Given material →

----

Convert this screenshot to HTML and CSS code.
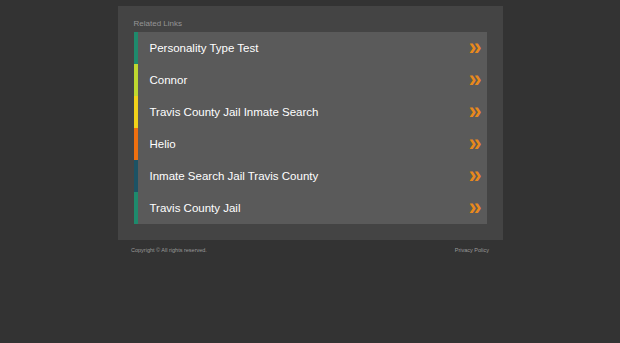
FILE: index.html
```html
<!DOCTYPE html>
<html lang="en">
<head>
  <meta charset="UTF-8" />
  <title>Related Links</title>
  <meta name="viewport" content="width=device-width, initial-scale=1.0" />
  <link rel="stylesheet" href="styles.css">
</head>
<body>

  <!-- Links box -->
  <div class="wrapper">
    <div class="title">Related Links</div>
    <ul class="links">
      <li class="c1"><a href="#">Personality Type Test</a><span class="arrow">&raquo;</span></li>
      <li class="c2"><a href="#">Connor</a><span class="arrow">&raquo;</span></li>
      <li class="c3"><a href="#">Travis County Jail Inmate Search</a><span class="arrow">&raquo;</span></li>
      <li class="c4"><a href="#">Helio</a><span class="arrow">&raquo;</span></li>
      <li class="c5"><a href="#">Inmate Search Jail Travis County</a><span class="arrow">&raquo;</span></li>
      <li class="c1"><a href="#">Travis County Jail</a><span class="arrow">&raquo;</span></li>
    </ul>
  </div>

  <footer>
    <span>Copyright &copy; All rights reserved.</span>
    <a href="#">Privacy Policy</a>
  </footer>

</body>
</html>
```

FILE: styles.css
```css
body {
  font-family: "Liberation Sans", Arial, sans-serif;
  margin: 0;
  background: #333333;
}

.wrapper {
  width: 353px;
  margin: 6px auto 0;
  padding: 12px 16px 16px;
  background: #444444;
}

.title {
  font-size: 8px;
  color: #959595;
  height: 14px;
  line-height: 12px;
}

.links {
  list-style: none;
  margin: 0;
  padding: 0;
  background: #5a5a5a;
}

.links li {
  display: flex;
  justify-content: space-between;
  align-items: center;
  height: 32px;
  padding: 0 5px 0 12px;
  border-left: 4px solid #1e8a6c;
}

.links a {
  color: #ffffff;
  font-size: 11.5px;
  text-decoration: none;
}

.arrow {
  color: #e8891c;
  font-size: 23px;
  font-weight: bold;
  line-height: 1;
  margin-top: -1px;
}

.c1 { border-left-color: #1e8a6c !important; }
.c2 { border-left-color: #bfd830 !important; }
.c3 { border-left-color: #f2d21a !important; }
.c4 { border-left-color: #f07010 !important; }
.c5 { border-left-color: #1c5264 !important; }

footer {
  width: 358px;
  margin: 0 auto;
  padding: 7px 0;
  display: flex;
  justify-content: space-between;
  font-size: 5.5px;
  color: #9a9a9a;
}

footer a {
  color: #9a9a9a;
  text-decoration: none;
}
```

----

Work to be completed → Set the pictures aside and transcribe the data above exactly.

Result for this exercise →
Convert this screenshot to HTML and CSS code.
FILE: index.html
```html
<!DOCTYPE html>
<html lang="en">
<head>
  <meta charset="UTF-8" />
  <title>Related Links</title>
  <meta name="viewport" content="width=device-width, initial-scale=1.0" />
  <link rel="stylesheet" href="styles.css">
</head>
<body>

  <!-- Links box -->
  <div class="wrapper">
    <div class="title">Related Links</div>
    <ul class="links">
      <li class="c1"><a href="#">Personality Type Test</a><span class="arrow">&raquo;</span></li>
      <li class="c2"><a href="#">Connor</a><span class="arrow">&raquo;</span></li>
      <li class="c3"><a href="#">Travis County Jail Inmate Search</a><span class="arrow">&raquo;</span></li>
      <li class="c4"><a href="#">Helio</a><span class="arrow">&raquo;</span></li>
      <li class="c5"><a href="#">Inmate Search Jail Travis County</a><span class="arrow">&raquo;</span></li>
      <li class="c1"><a href="#">Travis County Jail</a><span class="arrow">&raquo;</span></li>
    </ul>
  </div>

  <footer>
    <span>Copyright &copy; All rights reserved.</span>
    <a href="#">Privacy Policy</a>
  </footer>

</body>
</html>
```

FILE: styles.css
```css
body {
  font-family: "Liberation Sans", Arial, sans-serif;
  margin: 0;
  background: #333333;
}

.wrapper {
  width: 353px;
  margin: 6px auto 0;
  padding: 12px 16px 16px;
  background: #444444;
}

.title {
  font-size: 8px;
  color: #959595;
  height: 14px;
  line-height: 12px;
}

.links {
  list-style: none;
  margin: 0;
  padding: 0;
  background: #5a5a5a;
}

.links li {
  display: flex;
  justify-content: space-between;
  align-items: center;
  height: 32px;
  padding: 0 5px 0 12px;
  border-left: 4px solid #1e8a6c;
}

.links a {
  color: #ffffff;
  font-size: 11.5px;
  text-decoration: none;
}

.arrow {
  color: #e8891c;
  font-size: 23px;
  font-weight: bold;
  line-height: 1;
  margin-top: -1px;
}

.c1 { border-left-color: #1e8a6c !important; }
.c2 { border-left-color: #bfd830 !important; }
.c3 { border-left-color: #f2d21a !important; }
.c4 { border-left-color: #f07010 !important; }
.c5 { border-left-color: #1c5264 !important; }

footer {
  width: 358px;
  margin: 0 auto;
  padding: 7px 0;
  display: flex;
  justify-content: space-between;
  font-size: 5.5px;
  color: #9a9a9a;
}

footer a {
  color: #9a9a9a;
  text-decoration: none;
}
```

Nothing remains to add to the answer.